Comparto el peligro del traspaso de doctrinas foráneas a las nuestras, pero en lo personal creo que hay un problema detrás más grave. La eterna lucha de la libertad y el poder hace que quienes lo tengan traten de ensancharlo para mejorar la libertad; paradoja si la hay. El problema del proceso es responder a la pregunta de cuál es su causa final: un método de debate dialéctico entre dos partes igualadas por un tercero imparcial o un método de investigación que el estado utiliza para aplacar los conflicto.
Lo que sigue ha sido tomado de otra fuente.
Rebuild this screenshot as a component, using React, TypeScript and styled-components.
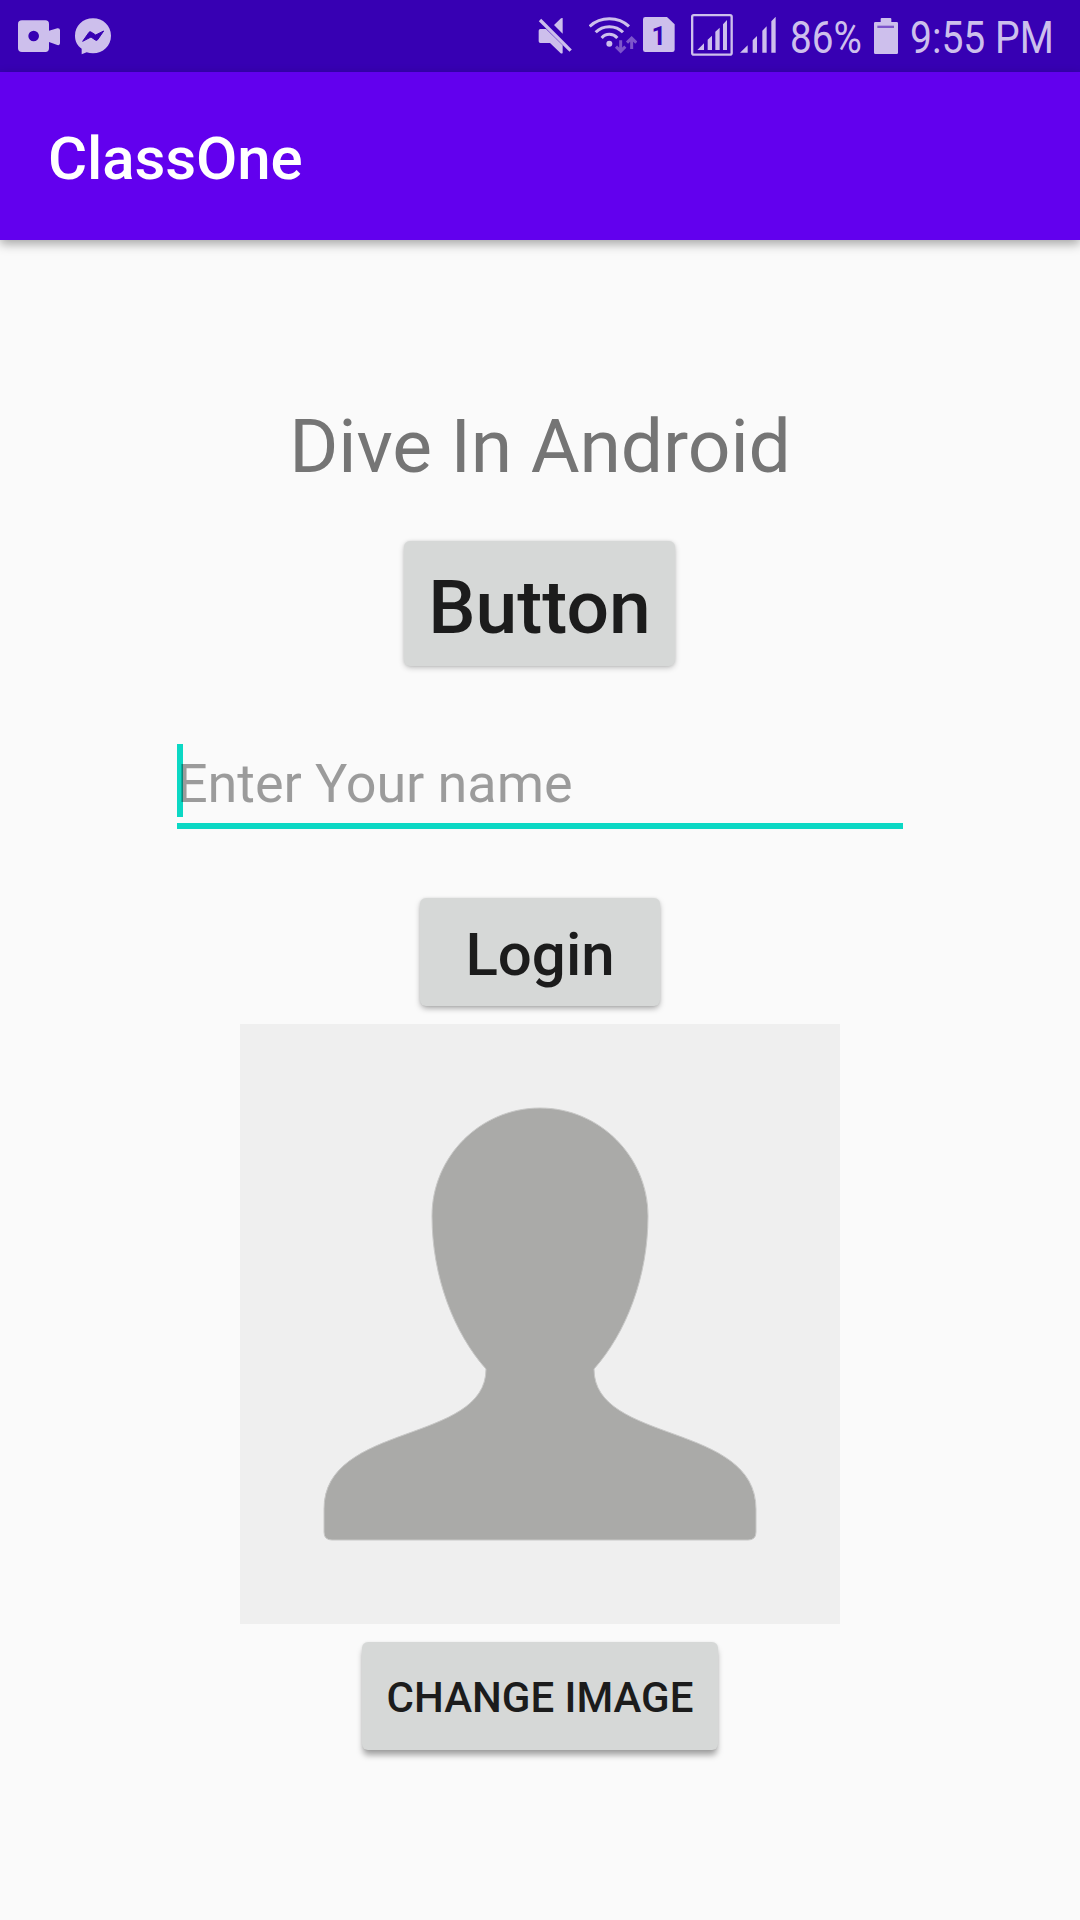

Depende de la respuesta es donde se pone una persona, pero muchas veces se afirma la primera postura, pero se usan posturas propias de la segunda. Y esto lo vemos a diarios (más en justicia 2020) donde el eje central de cualquier reforma está en el poder del juez. O sea, para buscar pretendida «eficacia» cada vez más se atribuyen facultades a los jueces, convirtiéndolos cada vez más en el juez Dredd, postura más cercana a la de la segunda definición del proceso. Muchas de estas posturas foráneas ingresan de la mano de este juez que debe velar por la eficiencia, la justicia, la verdad, la equidad, para el caso concreto, por medio de principios ponderativos que dejan de lado las reglas que rigen el caso. El trasfondo, pienso, es mucho más grave.